[RECORDS FOR PROCESSING]:
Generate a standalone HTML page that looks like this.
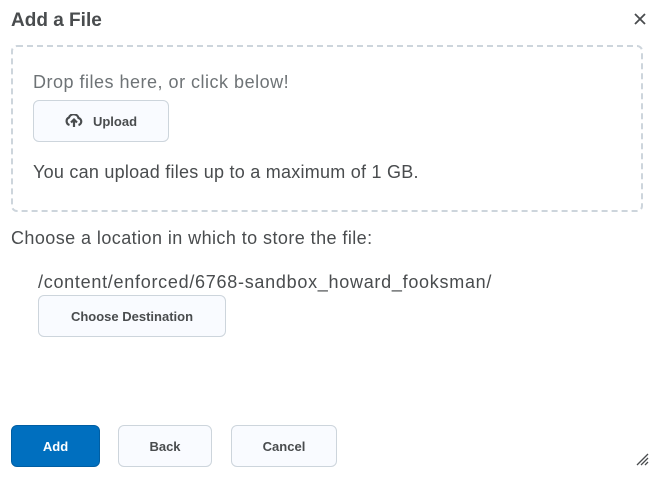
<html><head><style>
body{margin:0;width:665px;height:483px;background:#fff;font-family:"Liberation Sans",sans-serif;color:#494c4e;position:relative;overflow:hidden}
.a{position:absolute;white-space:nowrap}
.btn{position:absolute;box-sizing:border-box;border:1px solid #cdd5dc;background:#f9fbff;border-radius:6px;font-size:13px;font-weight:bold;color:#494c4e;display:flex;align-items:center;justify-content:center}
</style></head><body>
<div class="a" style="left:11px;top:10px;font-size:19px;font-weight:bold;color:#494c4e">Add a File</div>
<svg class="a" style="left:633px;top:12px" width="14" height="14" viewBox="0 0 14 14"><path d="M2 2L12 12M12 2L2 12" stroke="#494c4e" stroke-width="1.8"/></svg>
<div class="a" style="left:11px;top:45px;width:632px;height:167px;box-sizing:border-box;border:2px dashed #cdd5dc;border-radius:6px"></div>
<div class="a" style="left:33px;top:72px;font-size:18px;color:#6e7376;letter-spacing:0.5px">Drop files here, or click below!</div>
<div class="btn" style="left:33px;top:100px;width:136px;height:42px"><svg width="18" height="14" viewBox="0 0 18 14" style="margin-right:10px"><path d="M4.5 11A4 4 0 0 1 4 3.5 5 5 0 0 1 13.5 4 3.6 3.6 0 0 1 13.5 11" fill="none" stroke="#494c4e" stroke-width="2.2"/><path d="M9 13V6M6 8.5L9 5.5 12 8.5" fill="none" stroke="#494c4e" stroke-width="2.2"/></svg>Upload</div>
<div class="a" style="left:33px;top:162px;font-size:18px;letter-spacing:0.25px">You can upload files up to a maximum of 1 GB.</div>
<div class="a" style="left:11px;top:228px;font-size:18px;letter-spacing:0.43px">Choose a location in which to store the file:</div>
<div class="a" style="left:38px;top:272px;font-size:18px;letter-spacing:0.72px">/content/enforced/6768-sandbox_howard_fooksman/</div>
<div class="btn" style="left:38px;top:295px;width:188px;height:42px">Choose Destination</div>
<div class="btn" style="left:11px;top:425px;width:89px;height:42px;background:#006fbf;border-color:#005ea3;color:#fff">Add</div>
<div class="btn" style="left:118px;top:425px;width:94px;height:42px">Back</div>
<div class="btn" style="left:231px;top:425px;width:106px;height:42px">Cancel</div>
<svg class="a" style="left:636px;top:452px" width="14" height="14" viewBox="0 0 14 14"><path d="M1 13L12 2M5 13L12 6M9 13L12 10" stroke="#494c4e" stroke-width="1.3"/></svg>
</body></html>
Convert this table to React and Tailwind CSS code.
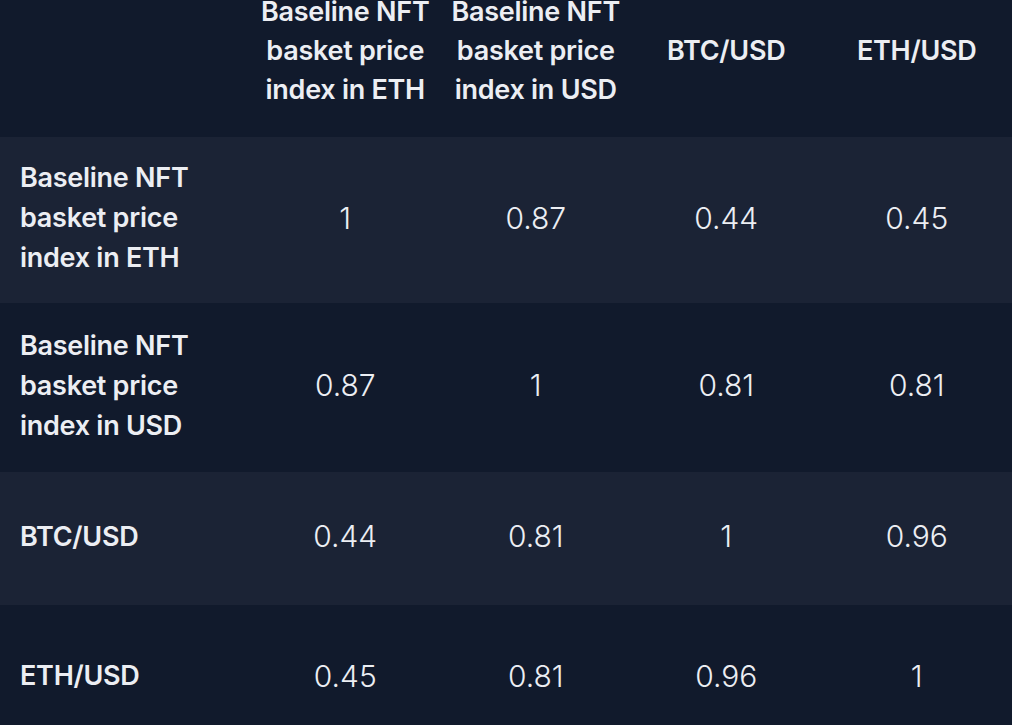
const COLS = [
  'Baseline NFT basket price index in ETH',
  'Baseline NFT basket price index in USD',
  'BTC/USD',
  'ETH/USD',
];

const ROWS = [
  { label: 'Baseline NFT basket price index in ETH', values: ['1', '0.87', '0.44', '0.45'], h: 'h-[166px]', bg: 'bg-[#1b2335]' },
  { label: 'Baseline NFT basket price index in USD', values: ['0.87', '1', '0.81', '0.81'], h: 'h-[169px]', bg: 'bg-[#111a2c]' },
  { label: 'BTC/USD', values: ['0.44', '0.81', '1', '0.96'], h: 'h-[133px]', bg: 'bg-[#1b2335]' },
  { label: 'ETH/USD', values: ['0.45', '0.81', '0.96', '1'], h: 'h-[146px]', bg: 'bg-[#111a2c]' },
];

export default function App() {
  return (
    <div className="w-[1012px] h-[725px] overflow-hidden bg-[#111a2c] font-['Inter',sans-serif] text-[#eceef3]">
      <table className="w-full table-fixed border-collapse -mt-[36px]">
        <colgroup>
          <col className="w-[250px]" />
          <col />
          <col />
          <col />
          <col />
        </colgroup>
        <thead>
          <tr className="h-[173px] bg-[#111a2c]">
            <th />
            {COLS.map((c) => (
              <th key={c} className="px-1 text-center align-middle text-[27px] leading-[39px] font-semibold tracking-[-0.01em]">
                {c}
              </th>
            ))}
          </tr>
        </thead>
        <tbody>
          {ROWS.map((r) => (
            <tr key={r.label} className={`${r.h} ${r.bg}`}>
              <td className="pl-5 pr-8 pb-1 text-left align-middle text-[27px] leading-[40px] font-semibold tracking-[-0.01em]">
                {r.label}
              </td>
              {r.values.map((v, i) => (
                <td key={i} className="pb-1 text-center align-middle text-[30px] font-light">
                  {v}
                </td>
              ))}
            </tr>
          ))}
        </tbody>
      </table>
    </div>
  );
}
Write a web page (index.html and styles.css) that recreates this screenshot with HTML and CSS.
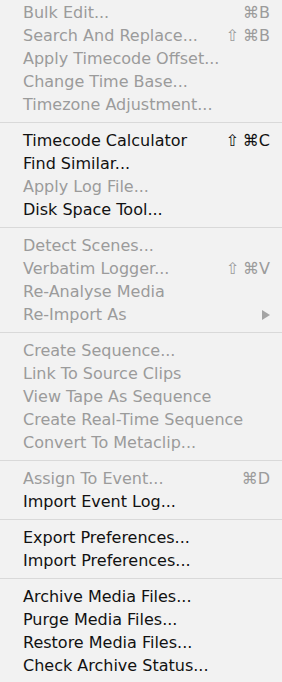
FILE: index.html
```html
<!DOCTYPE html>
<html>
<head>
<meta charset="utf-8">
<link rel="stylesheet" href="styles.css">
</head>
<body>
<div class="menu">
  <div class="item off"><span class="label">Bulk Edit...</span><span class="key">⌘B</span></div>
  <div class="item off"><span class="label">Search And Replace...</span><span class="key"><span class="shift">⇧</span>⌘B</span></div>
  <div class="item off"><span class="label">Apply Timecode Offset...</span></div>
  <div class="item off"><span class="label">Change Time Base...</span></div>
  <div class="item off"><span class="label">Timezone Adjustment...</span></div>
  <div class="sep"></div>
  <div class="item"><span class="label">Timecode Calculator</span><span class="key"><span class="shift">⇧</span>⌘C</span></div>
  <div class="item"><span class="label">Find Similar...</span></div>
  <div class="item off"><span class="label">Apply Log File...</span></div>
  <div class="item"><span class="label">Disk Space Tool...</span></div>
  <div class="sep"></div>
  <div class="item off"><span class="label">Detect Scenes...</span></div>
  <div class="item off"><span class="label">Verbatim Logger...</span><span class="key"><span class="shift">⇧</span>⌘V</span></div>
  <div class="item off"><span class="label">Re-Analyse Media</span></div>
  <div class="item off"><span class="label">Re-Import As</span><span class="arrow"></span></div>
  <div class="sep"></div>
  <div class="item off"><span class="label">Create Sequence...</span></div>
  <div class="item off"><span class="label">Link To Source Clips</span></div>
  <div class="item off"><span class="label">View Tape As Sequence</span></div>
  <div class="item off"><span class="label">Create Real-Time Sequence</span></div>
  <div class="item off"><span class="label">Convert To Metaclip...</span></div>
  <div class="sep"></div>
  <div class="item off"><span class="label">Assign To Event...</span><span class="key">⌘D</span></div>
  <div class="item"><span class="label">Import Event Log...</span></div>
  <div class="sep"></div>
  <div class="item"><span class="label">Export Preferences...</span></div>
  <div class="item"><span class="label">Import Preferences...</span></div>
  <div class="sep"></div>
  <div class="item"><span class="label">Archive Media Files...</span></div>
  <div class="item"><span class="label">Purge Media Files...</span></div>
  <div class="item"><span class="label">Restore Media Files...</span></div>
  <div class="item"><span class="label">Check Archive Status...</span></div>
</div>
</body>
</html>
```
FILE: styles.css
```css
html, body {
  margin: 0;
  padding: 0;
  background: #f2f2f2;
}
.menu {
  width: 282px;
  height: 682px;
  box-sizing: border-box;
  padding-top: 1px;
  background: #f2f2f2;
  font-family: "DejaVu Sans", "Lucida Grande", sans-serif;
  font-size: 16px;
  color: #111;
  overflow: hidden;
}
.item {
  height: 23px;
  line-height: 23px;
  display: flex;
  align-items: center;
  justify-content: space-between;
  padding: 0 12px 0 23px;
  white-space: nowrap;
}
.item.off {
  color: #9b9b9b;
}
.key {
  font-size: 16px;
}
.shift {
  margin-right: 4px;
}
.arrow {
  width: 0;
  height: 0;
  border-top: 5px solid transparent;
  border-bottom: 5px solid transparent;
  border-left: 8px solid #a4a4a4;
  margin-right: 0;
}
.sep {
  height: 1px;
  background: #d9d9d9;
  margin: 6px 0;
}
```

[WHAT IS BEING ASKED]: Leave out the pictures and transcribe everything else exactly.

[RESULT]:
Generate a standalone HTML page that looks like this.
<html><head><style>
body{margin:0;width:665px;height:483px;background:#fff;font-family:"Liberation Sans",sans-serif;color:#494c4e;position:relative;overflow:hidden}
.a{position:absolute;white-space:nowrap}
.btn{position:absolute;box-sizing:border-box;border:1px solid #cdd5dc;background:#f9fbff;border-radius:6px;font-size:13px;font-weight:bold;color:#494c4e;display:flex;align-items:center;justify-content:center}
</style></head><body>
<div class="a" style="left:11px;top:10px;font-size:19px;font-weight:bold;color:#494c4e">Add a File</div>
<svg class="a" style="left:633px;top:12px" width="14" height="14" viewBox="0 0 14 14"><path d="M2 2L12 12M12 2L2 12" stroke="#494c4e" stroke-width="1.8"/></svg>
<div class="a" style="left:11px;top:45px;width:632px;height:167px;box-sizing:border-box;border:2px dashed #cdd5dc;border-radius:6px"></div>
<div class="a" style="left:33px;top:72px;font-size:18px;color:#6e7376;letter-spacing:0.5px">Drop files here, or click below!</div>
<div class="btn" style="left:33px;top:100px;width:136px;height:42px"><svg width="18" height="14" viewBox="0 0 18 14" style="margin-right:10px"><path d="M4.5 11A4 4 0 0 1 4 3.5 5 5 0 0 1 13.5 4 3.6 3.6 0 0 1 13.5 11" fill="none" stroke="#494c4e" stroke-width="2.2"/><path d="M9 13V6M6 8.5L9 5.5 12 8.5" fill="none" stroke="#494c4e" stroke-width="2.2"/></svg>Upload</div>
<div class="a" style="left:33px;top:162px;font-size:18px;letter-spacing:0.25px">You can upload files up to a maximum of 1 GB.</div>
<div class="a" style="left:11px;top:228px;font-size:18px;letter-spacing:0.43px">Choose a location in which to store the file:</div>
<div class="a" style="left:38px;top:272px;font-size:18px;letter-spacing:0.72px">/content/enforced/6768-sandbox_howard_fooksman/</div>
<div class="btn" style="left:38px;top:295px;width:188px;height:42px">Choose Destination</div>
<div class="btn" style="left:11px;top:425px;width:89px;height:42px;background:#006fbf;border-color:#005ea3;color:#fff">Add</div>
<div class="btn" style="left:118px;top:425px;width:94px;height:42px">Back</div>
<div class="btn" style="left:231px;top:425px;width:106px;height:42px">Cancel</div>
<svg class="a" style="left:636px;top:452px" width="14" height="14" viewBox="0 0 14 14"><path d="M1 13L12 2M5 13L12 6M9 13L12 10" stroke="#494c4e" stroke-width="1.3"/></svg>
</body></html>
Convert this table to React and Tailwind CSS code.
const COLS = [
  'Baseline NFT basket price index in ETH',
  'Baseline NFT basket price index in USD',
  'BTC/USD',
  'ETH/USD',
];

const ROWS = [
  { label: 'Baseline NFT basket price index in ETH', values: ['1', '0.87', '0.44', '0.45'], h: 'h-[166px]', bg: 'bg-[#1b2335]' },
  { label: 'Baseline NFT basket price index in USD', values: ['0.87', '1', '0.81', '0.81'], h: 'h-[169px]', bg: 'bg-[#111a2c]' },
  { label: 'BTC/USD', values: ['0.44', '0.81', '1', '0.96'], h: 'h-[133px]', bg: 'bg-[#1b2335]' },
  { label: 'ETH/USD', values: ['0.45', '0.81', '0.96', '1'], h: 'h-[146px]', bg: 'bg-[#111a2c]' },
];

export default function App() {
  return (
    <div className="w-[1012px] h-[725px] overflow-hidden bg-[#111a2c] font-['Inter',sans-serif] text-[#eceef3]">
      <table className="w-full table-fixed border-collapse -mt-[36px]">
        <colgroup>
          <col className="w-[250px]" />
          <col />
          <col />
          <col />
          <col />
        </colgroup>
        <thead>
          <tr className="h-[173px] bg-[#111a2c]">
            <th />
            {COLS.map((c) => (
              <th key={c} className="px-1 text-center align-middle text-[27px] leading-[39px] font-semibold tracking-[-0.01em]">
                {c}
              </th>
            ))}
          </tr>
        </thead>
        <tbody>
          {ROWS.map((r) => (
            <tr key={r.label} className={`${r.h} ${r.bg}`}>
              <td className="pl-5 pr-8 pb-1 text-left align-middle text-[27px] leading-[40px] font-semibold tracking-[-0.01em]">
                {r.label}
              </td>
              {r.values.map((v, i) => (
                <td key={i} className="pb-1 text-center align-middle text-[30px] font-light">
                  {v}
                </td>
              ))}
            </tr>
          ))}
        </tbody>
      </table>
    </div>
  );
}
Write a web page (index.html and styles.css) that recreates this screenshot with HTML and CSS.
FILE: index.html
```html
<!DOCTYPE html>
<html>
<head>
<meta charset="utf-8">
<link rel="stylesheet" href="styles.css">
</head>
<body>
<div class="menu">
  <div class="item off"><span class="label">Bulk Edit...</span><span class="key">⌘B</span></div>
  <div class="item off"><span class="label">Search And Replace...</span><span class="key"><span class="shift">⇧</span>⌘B</span></div>
  <div class="item off"><span class="label">Apply Timecode Offset...</span></div>
  <div class="item off"><span class="label">Change Time Base...</span></div>
  <div class="item off"><span class="label">Timezone Adjustment...</span></div>
  <div class="sep"></div>
  <div class="item"><span class="label">Timecode Calculator</span><span class="key"><span class="shift">⇧</span>⌘C</span></div>
  <div class="item"><span class="label">Find Similar...</span></div>
  <div class="item off"><span class="label">Apply Log File...</span></div>
  <div class="item"><span class="label">Disk Space Tool...</span></div>
  <div class="sep"></div>
  <div class="item off"><span class="label">Detect Scenes...</span></div>
  <div class="item off"><span class="label">Verbatim Logger...</span><span class="key"><span class="shift">⇧</span>⌘V</span></div>
  <div class="item off"><span class="label">Re-Analyse Media</span></div>
  <div class="item off"><span class="label">Re-Import As</span><span class="arrow"></span></div>
  <div class="sep"></div>
  <div class="item off"><span class="label">Create Sequence...</span></div>
  <div class="item off"><span class="label">Link To Source Clips</span></div>
  <div class="item off"><span class="label">View Tape As Sequence</span></div>
  <div class="item off"><span class="label">Create Real-Time Sequence</span></div>
  <div class="item off"><span class="label">Convert To Metaclip...</span></div>
  <div class="sep"></div>
  <div class="item off"><span class="label">Assign To Event...</span><span class="key">⌘D</span></div>
  <div class="item"><span class="label">Import Event Log...</span></div>
  <div class="sep"></div>
  <div class="item"><span class="label">Export Preferences...</span></div>
  <div class="item"><span class="label">Import Preferences...</span></div>
  <div class="sep"></div>
  <div class="item"><span class="label">Archive Media Files...</span></div>
  <div class="item"><span class="label">Purge Media Files...</span></div>
  <div class="item"><span class="label">Restore Media Files...</span></div>
  <div class="item"><span class="label">Check Archive Status...</span></div>
</div>
</body>
</html>
```
FILE: styles.css
```css
html, body {
  margin: 0;
  padding: 0;
  background: #f2f2f2;
}
.menu {
  width: 282px;
  height: 682px;
  box-sizing: border-box;
  padding-top: 1px;
  background: #f2f2f2;
  font-family: "DejaVu Sans", "Lucida Grande", sans-serif;
  font-size: 16px;
  color: #111;
  overflow: hidden;
}
.item {
  height: 23px;
  line-height: 23px;
  display: flex;
  align-items: center;
  justify-content: space-between;
  padding: 0 12px 0 23px;
  white-space: nowrap;
}
.item.off {
  color: #9b9b9b;
}
.key {
  font-size: 16px;
}
.shift {
  margin-right: 4px;
}
.arrow {
  width: 0;
  height: 0;
  border-top: 5px solid transparent;
  border-bottom: 5px solid transparent;
  border-left: 8px solid #a4a4a4;
  margin-right: 0;
}
.sep {
  height: 1px;
  background: #d9d9d9;
  margin: 6px 0;
}
```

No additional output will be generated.